Okay, there's the new photo displaying my tragic dye job. You can't actually tell how bad it is since the image is colorized to match the month's color scheme, but believe me, fuschia would look more natural than the mahogany brown it is right now. I was right, though. Everything did look a little better in the morning. It was a gorgeous day, to begin with, although perhaps you wouldn't think so if you happen to be a fan of heat and sunlight. Me, I was relieved to wake up to a softly grey overcast sky. I do not like to have bright light first thing in the morning. It gets on my nerves and makes me snappish. I prefer to sort of ooze my way into alertness, not that I ever actually do this on a weekday, being far more likely to shriek at the time, dash around in a chaotic, frenzied haste from closet to bathroom, and shoot out the door at the last possible moment like a pinball released by a lever.

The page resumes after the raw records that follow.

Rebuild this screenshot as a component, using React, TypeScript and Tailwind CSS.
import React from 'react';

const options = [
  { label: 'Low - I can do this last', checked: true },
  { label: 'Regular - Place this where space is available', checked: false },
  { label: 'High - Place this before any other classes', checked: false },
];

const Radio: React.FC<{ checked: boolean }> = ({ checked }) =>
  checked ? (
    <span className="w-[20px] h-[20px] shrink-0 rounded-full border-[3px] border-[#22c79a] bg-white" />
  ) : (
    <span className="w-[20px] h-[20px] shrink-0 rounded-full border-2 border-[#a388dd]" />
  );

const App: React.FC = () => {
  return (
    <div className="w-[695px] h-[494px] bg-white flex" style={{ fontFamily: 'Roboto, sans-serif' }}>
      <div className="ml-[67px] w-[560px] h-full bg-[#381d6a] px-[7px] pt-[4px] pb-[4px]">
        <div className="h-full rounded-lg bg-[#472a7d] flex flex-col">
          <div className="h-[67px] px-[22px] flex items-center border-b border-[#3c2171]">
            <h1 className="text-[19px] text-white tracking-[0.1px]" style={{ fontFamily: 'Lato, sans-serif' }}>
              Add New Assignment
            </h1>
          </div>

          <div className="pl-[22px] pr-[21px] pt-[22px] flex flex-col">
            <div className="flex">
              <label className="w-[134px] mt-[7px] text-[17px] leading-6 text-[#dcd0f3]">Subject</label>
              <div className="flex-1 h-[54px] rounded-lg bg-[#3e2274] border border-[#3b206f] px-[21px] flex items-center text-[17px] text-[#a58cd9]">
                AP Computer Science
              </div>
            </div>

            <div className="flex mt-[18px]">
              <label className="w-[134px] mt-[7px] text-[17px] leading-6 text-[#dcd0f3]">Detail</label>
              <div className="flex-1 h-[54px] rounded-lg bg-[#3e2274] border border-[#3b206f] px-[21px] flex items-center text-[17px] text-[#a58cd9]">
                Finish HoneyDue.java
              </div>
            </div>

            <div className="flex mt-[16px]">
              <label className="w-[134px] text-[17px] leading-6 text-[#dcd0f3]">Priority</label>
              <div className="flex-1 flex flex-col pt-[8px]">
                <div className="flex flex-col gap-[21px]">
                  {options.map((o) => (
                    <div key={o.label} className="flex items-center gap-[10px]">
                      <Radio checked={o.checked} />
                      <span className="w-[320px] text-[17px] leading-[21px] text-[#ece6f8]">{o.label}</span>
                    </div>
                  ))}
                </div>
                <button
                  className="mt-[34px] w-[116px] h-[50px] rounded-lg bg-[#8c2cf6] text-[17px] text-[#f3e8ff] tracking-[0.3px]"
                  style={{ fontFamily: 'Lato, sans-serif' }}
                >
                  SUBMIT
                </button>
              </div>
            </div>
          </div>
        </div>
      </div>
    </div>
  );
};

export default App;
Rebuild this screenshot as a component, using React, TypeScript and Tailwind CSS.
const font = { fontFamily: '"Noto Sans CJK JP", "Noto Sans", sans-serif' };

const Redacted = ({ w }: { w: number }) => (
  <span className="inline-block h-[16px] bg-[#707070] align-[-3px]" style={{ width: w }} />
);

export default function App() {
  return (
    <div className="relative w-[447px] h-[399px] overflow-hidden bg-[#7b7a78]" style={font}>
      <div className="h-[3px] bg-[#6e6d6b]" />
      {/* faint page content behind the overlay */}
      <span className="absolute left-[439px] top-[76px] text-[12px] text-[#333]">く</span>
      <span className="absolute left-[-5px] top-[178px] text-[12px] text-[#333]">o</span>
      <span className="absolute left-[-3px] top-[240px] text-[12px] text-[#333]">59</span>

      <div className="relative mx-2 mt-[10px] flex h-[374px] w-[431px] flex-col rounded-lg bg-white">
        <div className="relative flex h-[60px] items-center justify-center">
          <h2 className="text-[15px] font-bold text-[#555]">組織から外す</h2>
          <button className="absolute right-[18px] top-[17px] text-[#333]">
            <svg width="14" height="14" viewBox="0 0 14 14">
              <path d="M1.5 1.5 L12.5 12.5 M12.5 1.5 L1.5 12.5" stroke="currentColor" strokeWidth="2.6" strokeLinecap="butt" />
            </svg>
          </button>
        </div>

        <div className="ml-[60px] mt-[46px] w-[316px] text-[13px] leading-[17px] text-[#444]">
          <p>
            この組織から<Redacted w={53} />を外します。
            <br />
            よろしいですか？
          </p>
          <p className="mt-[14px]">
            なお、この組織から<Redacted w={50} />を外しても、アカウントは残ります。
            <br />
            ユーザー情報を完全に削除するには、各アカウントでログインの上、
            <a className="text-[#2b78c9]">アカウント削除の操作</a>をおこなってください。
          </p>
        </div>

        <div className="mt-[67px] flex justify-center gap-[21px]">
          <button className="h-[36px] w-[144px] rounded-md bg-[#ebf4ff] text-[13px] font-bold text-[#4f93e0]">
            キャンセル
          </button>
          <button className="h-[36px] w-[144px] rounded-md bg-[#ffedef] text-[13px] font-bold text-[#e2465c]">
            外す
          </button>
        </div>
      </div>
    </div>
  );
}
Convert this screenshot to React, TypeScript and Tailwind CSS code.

It was a typically loathesome Friday at work. Everyone swore like sailors as we got further and further behind throughout the day. I personally fended off approximately 85,002 requests for Las Vegas packages, advised numerous business travelers that Manhattan is full next week (no hotel rooms for love or money until Friday), had a righteously cranky guy demand to know why it's so hard to figure out when the cheapest time to travel is (the rules are arbitrary and specious, that's why), disabused someone of the notion that he could bargain down an airfare with me, convinced six hotels to either waive the rules or change the rules for my clients, and sorted out an insanely complicated itinerary which ranged over four separate bookings, two months time, nine different stopovers, and involved virtually every method of wheeled transportation barring skateboards but including mopeds. I missed the six o'clock train because I was trying to coordinate all the flight arrivals and departures. I'd have made a better job of it if John Madden had come in and drawn me diagrams on the blackboard, I reckon.
To relax afterwards, I joined John in watching Stanford cream Washington State in women's volleyball. Poetry in motion, particularly Jennifer Detmer and Kari Walsh. I stood next to Jennifer before the game and revised my idea of her as a bit on the willowy side: that girl is solid muscle, all six foot three of her, and I am a dumpling. My shoes are cuter than hers, though.
Thanks to yesterday's bonus I felt flush enough to buy a new pair of hiking boots. Well, shoes. Well, a hybrid of the two. They're phenomenally ugly but very comfortable so I'll just avoid looking at my feet when I wear them. At least they're not as ugly as those laughable exaggerated bell-bottomed pants which have so much fabric, and a bell that starts at the waist, that no one can actually walk in them; they wade. My shoes are a suave vision of nubuck and mesh by comparison. I wore them around the house this evening, trying to visualize myself trekking across the wildnerness in them.
Who am I kidding? They'll be just the thing for those last minute sprints out the door every morning.